Incident Response Facts and Figures: Handing Attackers an Easy Victory

Rapid7 has consistently highlighted MFA as a primary concern across several threat research reports. By the midpoint of 2023, data for the first half of the year showed that 39% of incidents our managed services teams responded to had arisen from lax or lacking MFA. Our 2024 Threat Landscape blog highlighted that remote access to systems without MFA was responsible for 56% of incidents as an initial access vector, the largest driver of incidents overall.

The third quarter of 2024 saw 67% of incident responses involving abuse of valid accounts and missing or lax enforcement of MFA. This total sits at 57% for Q4 2024, in part because of a 22% increase in social engineering. Even without pausing to consider user agent-centric password spraying, this is a potentially dangerous combination for organizations not making the most of MFA-centric protection. If the brute forcing doesn’t get you, a social engineering campaign might just do the trick.

Why MFA Matters: The Consequences of “We’ll Set It up Later”

MFA is a key component of an overall Identity Access Management (IAM) strategy. If you’re not making use of it, then your overall defense is weakened against many of the most common threats out there, including:

  • Phishing: The very best password you can muster is made entirely redundant if your employee hands it over to a phisher, whether via a forged website or a social engineering attack. One way to mitigate against this is to use a password manager, which will only automatically enter your details on a valid website. But what happens if your password manager’s master password is compromised, and all the logins contained within are exposed? One of the best ways to address this additional headache is MFA for all your accounts, including your password manager.
  • Malware: Do you know what malware, password stealers, and keyloggers, love more than anything else? Grabbing all of those passwords stored in web browsers, or (in more serious cases) plain text files on the desktop and email drafts. Do you know what they don’t like? Having all of those perilous passwords protected with an additional layer of security. MFA could make the difference between compromise and data exfiltration versus, a last-minute save and a security training refresher.

    Credential stuffing: An unfortunate by-product of years of data breaches (often with phishing as the launchpad), roll-ups of new and ancient login details published online are a constant threat. It’s worth noting that it isn't just your current employees who could be on these lists—ex-employees with valid credentials are a cause for concern too.

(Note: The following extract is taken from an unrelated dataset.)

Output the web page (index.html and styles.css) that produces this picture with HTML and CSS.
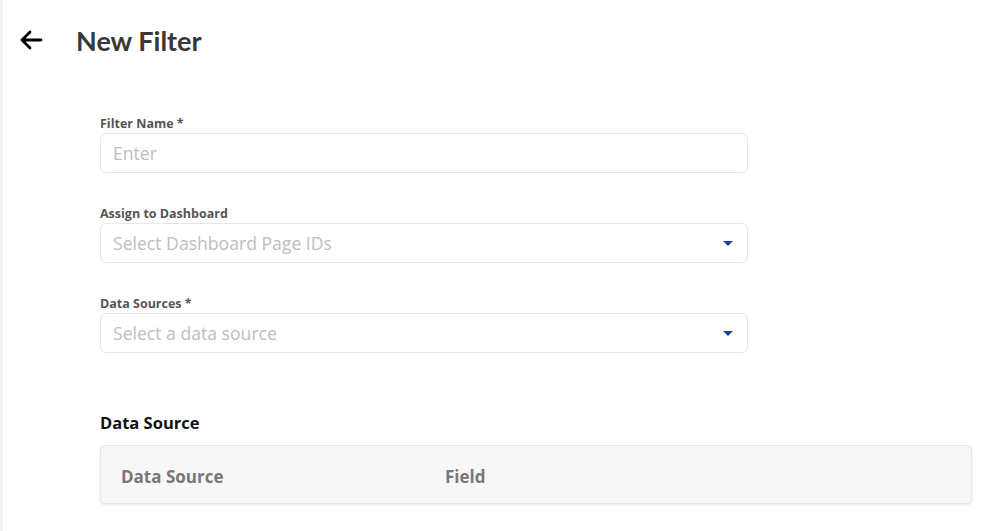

Recommendations from Rapid7’s MDR and IR Experts

Here are some steps you can take now to improve your security posture and mitigate risk from attacks like these, courtesy of Rapid7’s MDR and IR experts:

  • Implement multi-factor authentication (MFA) across all account types, including default, local, domain, and cloud accounts, to prevent unauthorized access, even if credentials are compromised.
  • Use conditional access policies to block logins from non-compliant devices or from outside defined organization IP ranges.
  • Ensure that applications do not store sensitive data or credentials insecurely. (e.g. plaintext credentials in code, published credentials in repositories, or credentials in public cloud storage).
  • Audit domain and local accounts as well as their permission levels routinely to look for situations that could allow an adversary to gain wide access by obtaining credentials of a privileged account. These audits should also include if default accounts have been enabled, or if new local accounts are created that have not been authorized. Follow best practices for design and administration of an enterprise network to limit privileged account use across administrative tiers.
  • Regularly audit user accounts for activity and deactivate or remove any that are no longer needed.
  • Whenever possible and aligned with business requirements, disable legacy authentication for non-service accounts and users relying on it. Legacy authentication, which does not support MFA, should be replaced with modern authentication protocols.
  • Applications may send push notifications to verify a login as a form of multi-factor authentication (MFA). Train users to only accept valid push notifications and to report suspicious push notifications.

You can’t go wrong with MFA

Imagine a scenario where your network is under fire from a worryingly high number of brute force attempts from across the globe, targeting your insecure accounts until just one is compromised. Now imagine that same scenario where everything is blocked by default, regional restrictions are applied, logins from user agents aren’t allowed, and all of your VPNs, your RDP, VDIs, and SaaS tools are secured with MFA.

This may feel like an overreaction to what you may view as an attack that looks like an edge case; however, consider that ransomware groups, alongside more commonly found malware authors and phishers, will also find you a significantly harder target to break as a result of these countermeasures being put in place. Please don’t end up in the inevitable percentage of organizations compromised due to missing MFA in our next threat research report; there’s no better time than now to think about building out a stronger security posture.